In a way, the Phoenicians never truly disappeared. They dissolved into the empires around them, but their contributions remained immortal. Their gods became Greek and Roman deities. Their cities lived on under new rulers. Their alphabet lives in every book, every contract, every screen we read today.
The Legacy of the Seafarers
What, then, is the legacy of the Phoenicians?
- They gave the world an alphabet — the foundation of literacy.
- They connected civilizations through trade, spreading goods and ideas alike.
- They pioneered colonization, setting the model for later Greeks and Romans.
- They left myths, gods, and cultural influences that shaped Mediterranean religion and art.
- They created Carthage, one of the greatest rivals Rome ever faced.
From their cedar forests to their purple dye, from Byblos to Cádiz, from Dido to Hannibal, the Phoenicians were the thread that tied the ancient Mediterranean together.
💡 Fun fact: The English word Bible traces its name back to the Phoenician city of Byblos, the ancient hub of papyrus trade. Every time we say “Bible,” we echo a Phoenician city.

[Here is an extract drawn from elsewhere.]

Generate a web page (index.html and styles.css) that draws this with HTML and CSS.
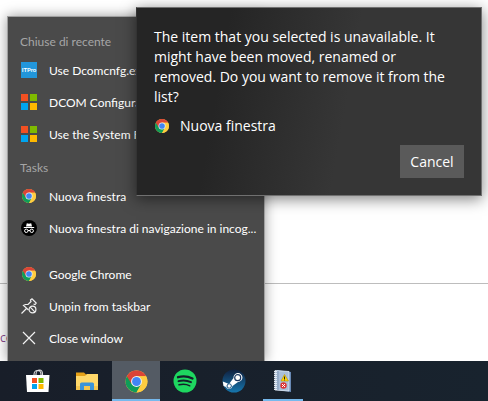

The Phoenicians never ruled vast territories. They never carved colossal monuments. Yet their shadow lingers longer than empires of iron and stone. They taught humanity to write with ease, to sail with courage, and to connect across cultures.
Though their homeland fell and Carthage burned, their spirit is still with us — in the letters on this very page, in the myths we tell, in the stories of trade and exploration that continue to shape the world.
The Phoenicians remind us that greatness is not always measured in armies or walls, but in the ideas that endure.